- [STORED DATA]
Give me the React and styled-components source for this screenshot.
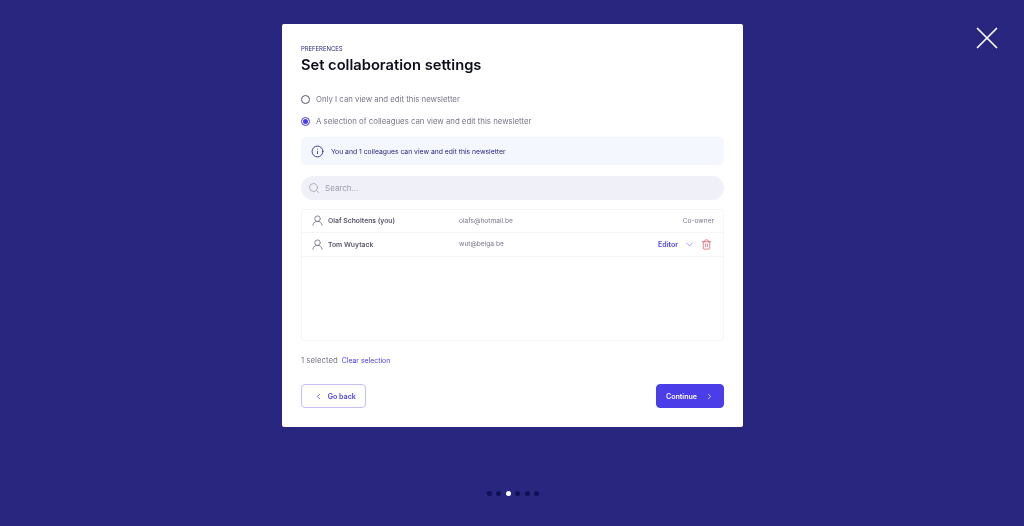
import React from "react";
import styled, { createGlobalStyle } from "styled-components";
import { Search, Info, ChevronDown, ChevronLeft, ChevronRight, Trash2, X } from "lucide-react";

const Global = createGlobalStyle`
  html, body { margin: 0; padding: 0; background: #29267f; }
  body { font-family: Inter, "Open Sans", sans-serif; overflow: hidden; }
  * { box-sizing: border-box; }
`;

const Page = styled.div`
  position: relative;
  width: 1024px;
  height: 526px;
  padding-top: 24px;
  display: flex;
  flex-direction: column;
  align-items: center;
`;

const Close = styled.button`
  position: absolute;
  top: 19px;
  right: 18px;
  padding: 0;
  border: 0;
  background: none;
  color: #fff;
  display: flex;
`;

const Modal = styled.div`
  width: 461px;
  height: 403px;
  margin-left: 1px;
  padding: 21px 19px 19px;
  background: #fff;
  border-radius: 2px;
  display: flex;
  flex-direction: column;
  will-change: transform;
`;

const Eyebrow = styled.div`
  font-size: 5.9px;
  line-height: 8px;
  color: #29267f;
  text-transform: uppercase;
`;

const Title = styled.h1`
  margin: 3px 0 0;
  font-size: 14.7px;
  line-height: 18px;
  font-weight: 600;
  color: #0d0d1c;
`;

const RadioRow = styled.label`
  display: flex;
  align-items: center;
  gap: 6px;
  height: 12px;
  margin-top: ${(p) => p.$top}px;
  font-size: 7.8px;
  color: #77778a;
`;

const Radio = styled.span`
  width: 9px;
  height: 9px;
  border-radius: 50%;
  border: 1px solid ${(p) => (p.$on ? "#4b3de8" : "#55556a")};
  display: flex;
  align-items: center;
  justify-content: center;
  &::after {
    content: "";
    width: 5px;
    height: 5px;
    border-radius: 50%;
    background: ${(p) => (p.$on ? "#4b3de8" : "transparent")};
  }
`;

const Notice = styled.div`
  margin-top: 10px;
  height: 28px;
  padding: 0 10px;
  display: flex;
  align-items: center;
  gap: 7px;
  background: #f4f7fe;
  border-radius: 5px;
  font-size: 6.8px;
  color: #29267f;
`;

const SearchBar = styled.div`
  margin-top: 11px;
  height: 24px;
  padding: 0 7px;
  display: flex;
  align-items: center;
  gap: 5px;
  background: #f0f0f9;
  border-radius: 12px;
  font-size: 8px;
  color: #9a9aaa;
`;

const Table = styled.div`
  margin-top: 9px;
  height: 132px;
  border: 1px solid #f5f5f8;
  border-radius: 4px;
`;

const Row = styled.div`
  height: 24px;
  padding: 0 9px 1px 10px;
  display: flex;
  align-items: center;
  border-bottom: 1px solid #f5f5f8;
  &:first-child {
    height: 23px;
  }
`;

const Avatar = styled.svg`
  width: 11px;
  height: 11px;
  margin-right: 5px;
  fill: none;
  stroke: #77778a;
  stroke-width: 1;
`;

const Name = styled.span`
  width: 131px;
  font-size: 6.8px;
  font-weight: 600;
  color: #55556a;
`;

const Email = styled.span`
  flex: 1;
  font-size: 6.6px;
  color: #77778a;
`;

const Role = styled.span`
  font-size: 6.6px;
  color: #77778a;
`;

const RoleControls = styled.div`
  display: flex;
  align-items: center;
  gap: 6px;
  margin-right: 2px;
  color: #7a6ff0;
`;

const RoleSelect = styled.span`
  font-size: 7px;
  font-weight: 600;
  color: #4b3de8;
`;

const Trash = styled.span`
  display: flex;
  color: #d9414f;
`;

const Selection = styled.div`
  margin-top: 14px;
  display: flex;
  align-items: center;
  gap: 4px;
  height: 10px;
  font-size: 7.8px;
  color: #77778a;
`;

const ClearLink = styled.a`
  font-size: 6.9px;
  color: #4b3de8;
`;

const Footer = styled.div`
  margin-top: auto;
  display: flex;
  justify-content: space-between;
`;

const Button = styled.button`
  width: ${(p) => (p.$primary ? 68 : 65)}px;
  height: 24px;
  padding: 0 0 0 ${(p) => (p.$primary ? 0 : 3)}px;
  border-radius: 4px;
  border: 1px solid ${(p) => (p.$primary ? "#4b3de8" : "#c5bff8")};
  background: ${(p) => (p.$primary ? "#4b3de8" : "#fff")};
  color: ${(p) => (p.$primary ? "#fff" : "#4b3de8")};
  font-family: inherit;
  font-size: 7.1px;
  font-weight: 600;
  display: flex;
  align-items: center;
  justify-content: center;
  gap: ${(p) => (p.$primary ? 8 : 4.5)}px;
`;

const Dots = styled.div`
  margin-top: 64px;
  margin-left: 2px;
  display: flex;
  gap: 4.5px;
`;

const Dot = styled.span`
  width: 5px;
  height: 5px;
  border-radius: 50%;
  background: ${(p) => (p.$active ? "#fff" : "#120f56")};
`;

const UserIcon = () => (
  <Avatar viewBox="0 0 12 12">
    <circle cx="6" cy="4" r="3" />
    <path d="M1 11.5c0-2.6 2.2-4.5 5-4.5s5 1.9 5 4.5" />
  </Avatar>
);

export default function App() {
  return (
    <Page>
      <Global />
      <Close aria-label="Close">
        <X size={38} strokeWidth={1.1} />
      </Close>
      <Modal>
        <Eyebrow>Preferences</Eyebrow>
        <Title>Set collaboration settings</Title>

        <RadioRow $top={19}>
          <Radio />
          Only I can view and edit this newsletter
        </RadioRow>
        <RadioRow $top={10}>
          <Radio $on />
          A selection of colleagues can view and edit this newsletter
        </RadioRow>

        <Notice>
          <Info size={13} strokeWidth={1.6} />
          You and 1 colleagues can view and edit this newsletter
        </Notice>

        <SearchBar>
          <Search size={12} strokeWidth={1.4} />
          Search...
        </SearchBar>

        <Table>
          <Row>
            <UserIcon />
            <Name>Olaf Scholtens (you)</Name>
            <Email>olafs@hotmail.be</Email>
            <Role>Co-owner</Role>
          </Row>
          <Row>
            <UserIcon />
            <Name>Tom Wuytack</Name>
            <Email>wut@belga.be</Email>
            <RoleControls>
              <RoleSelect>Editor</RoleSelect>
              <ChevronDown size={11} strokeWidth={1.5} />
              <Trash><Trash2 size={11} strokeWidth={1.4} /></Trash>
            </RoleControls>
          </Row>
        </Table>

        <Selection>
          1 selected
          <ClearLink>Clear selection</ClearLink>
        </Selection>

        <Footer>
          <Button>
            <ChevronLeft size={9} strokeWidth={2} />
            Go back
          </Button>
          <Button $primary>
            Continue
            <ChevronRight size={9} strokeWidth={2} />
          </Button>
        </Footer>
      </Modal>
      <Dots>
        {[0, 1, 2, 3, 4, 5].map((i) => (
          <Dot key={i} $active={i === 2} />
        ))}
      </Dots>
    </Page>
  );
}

- [THE EXERCISE] Extract all the data above exactly, excluding every picture.

- [TASK ANSWER]
Give me the React and styled-components source for this screenshot.
import React from "react";
import styled, { createGlobalStyle } from "styled-components";
import { Search, Info, ChevronDown, ChevronLeft, ChevronRight, Trash2, X } from "lucide-react";

const Global = createGlobalStyle`
  html, body { margin: 0; padding: 0; background: #29267f; }
  body { font-family: Inter, "Open Sans", sans-serif; overflow: hidden; }
  * { box-sizing: border-box; }
`;

const Page = styled.div`
  position: relative;
  width: 1024px;
  height: 526px;
  padding-top: 24px;
  display: flex;
  flex-direction: column;
  align-items: center;
`;

const Close = styled.button`
  position: absolute;
  top: 19px;
  right: 18px;
  padding: 0;
  border: 0;
  background: none;
  color: #fff;
  display: flex;
`;

const Modal = styled.div`
  width: 461px;
  height: 403px;
  margin-left: 1px;
  padding: 21px 19px 19px;
  background: #fff;
  border-radius: 2px;
  display: flex;
  flex-direction: column;
  will-change: transform;
`;

const Eyebrow = styled.div`
  font-size: 5.9px;
  line-height: 8px;
  color: #29267f;
  text-transform: uppercase;
`;

const Title = styled.h1`
  margin: 3px 0 0;
  font-size: 14.7px;
  line-height: 18px;
  font-weight: 600;
  color: #0d0d1c;
`;

const RadioRow = styled.label`
  display: flex;
  align-items: center;
  gap: 6px;
  height: 12px;
  margin-top: ${(p) => p.$top}px;
  font-size: 7.8px;
  color: #77778a;
`;

const Radio = styled.span`
  width: 9px;
  height: 9px;
  border-radius: 50%;
  border: 1px solid ${(p) => (p.$on ? "#4b3de8" : "#55556a")};
  display: flex;
  align-items: center;
  justify-content: center;
  &::after {
    content: "";
    width: 5px;
    height: 5px;
    border-radius: 50%;
    background: ${(p) => (p.$on ? "#4b3de8" : "transparent")};
  }
`;

const Notice = styled.div`
  margin-top: 10px;
  height: 28px;
  padding: 0 10px;
  display: flex;
  align-items: center;
  gap: 7px;
  background: #f4f7fe;
  border-radius: 5px;
  font-size: 6.8px;
  color: #29267f;
`;

const SearchBar = styled.div`
  margin-top: 11px;
  height: 24px;
  padding: 0 7px;
  display: flex;
  align-items: center;
  gap: 5px;
  background: #f0f0f9;
  border-radius: 12px;
  font-size: 8px;
  color: #9a9aaa;
`;

const Table = styled.div`
  margin-top: 9px;
  height: 132px;
  border: 1px solid #f5f5f8;
  border-radius: 4px;
`;

const Row = styled.div`
  height: 24px;
  padding: 0 9px 1px 10px;
  display: flex;
  align-items: center;
  border-bottom: 1px solid #f5f5f8;
  &:first-child {
    height: 23px;
  }
`;

const Avatar = styled.svg`
  width: 11px;
  height: 11px;
  margin-right: 5px;
  fill: none;
  stroke: #77778a;
  stroke-width: 1;
`;

const Name = styled.span`
  width: 131px;
  font-size: 6.8px;
  font-weight: 600;
  color: #55556a;
`;

const Email = styled.span`
  flex: 1;
  font-size: 6.6px;
  color: #77778a;
`;

const Role = styled.span`
  font-size: 6.6px;
  color: #77778a;
`;

const RoleControls = styled.div`
  display: flex;
  align-items: center;
  gap: 6px;
  margin-right: 2px;
  color: #7a6ff0;
`;

const RoleSelect = styled.span`
  font-size: 7px;
  font-weight: 600;
  color: #4b3de8;
`;

const Trash = styled.span`
  display: flex;
  color: #d9414f;
`;

const Selection = styled.div`
  margin-top: 14px;
  display: flex;
  align-items: center;
  gap: 4px;
  height: 10px;
  font-size: 7.8px;
  color: #77778a;
`;

const ClearLink = styled.a`
  font-size: 6.9px;
  color: #4b3de8;
`;

const Footer = styled.div`
  margin-top: auto;
  display: flex;
  justify-content: space-between;
`;

const Button = styled.button`
  width: ${(p) => (p.$primary ? 68 : 65)}px;
  height: 24px;
  padding: 0 0 0 ${(p) => (p.$primary ? 0 : 3)}px;
  border-radius: 4px;
  border: 1px solid ${(p) => (p.$primary ? "#4b3de8" : "#c5bff8")};
  background: ${(p) => (p.$primary ? "#4b3de8" : "#fff")};
  color: ${(p) => (p.$primary ? "#fff" : "#4b3de8")};
  font-family: inherit;
  font-size: 7.1px;
  font-weight: 600;
  display: flex;
  align-items: center;
  justify-content: center;
  gap: ${(p) => (p.$primary ? 8 : 4.5)}px;
`;

const Dots = styled.div`
  margin-top: 64px;
  margin-left: 2px;
  display: flex;
  gap: 4.5px;
`;

const Dot = styled.span`
  width: 5px;
  height: 5px;
  border-radius: 50%;
  background: ${(p) => (p.$active ? "#fff" : "#120f56")};
`;

const UserIcon = () => (
  <Avatar viewBox="0 0 12 12">
    <circle cx="6" cy="4" r="3" />
    <path d="M1 11.5c0-2.6 2.2-4.5 5-4.5s5 1.9 5 4.5" />
  </Avatar>
);

export default function App() {
  return (
    <Page>
      <Global />
      <Close aria-label="Close">
        <X size={38} strokeWidth={1.1} />
      </Close>
      <Modal>
        <Eyebrow>Preferences</Eyebrow>
        <Title>Set collaboration settings</Title>

        <RadioRow $top={19}>
          <Radio />
          Only I can view and edit this newsletter
        </RadioRow>
        <RadioRow $top={10}>
          <Radio $on />
          A selection of colleagues can view and edit this newsletter
        </RadioRow>

        <Notice>
          <Info size={13} strokeWidth={1.6} />
          You and 1 colleagues can view and edit this newsletter
        </Notice>

        <SearchBar>
          <Search size={12} strokeWidth={1.4} />
          Search...
        </SearchBar>

        <Table>
          <Row>
            <UserIcon />
            <Name>Olaf Scholtens (you)</Name>
            <Email>olafs@hotmail.be</Email>
            <Role>Co-owner</Role>
          </Row>
          <Row>
            <UserIcon />
            <Name>Tom Wuytack</Name>
            <Email>wut@belga.be</Email>
            <RoleControls>
              <RoleSelect>Editor</RoleSelect>
              <ChevronDown size={11} strokeWidth={1.5} />
              <Trash><Trash2 size={11} strokeWidth={1.4} /></Trash>
            </RoleControls>
          </Row>
        </Table>

        <Selection>
          1 selected
          <ClearLink>Clear selection</ClearLink>
        </Selection>

        <Footer>
          <Button>
            <ChevronLeft size={9} strokeWidth={2} />
            Go back
          </Button>
          <Button $primary>
            Continue
            <ChevronRight size={9} strokeWidth={2} />
          </Button>
        </Footer>
      </Modal>
      <Dots>
        {[0, 1, 2, 3, 4, 5].map((i) => (
          <Dot key={i} $active={i === 2} />
        ))}
      </Dots>
    </Page>
  );
}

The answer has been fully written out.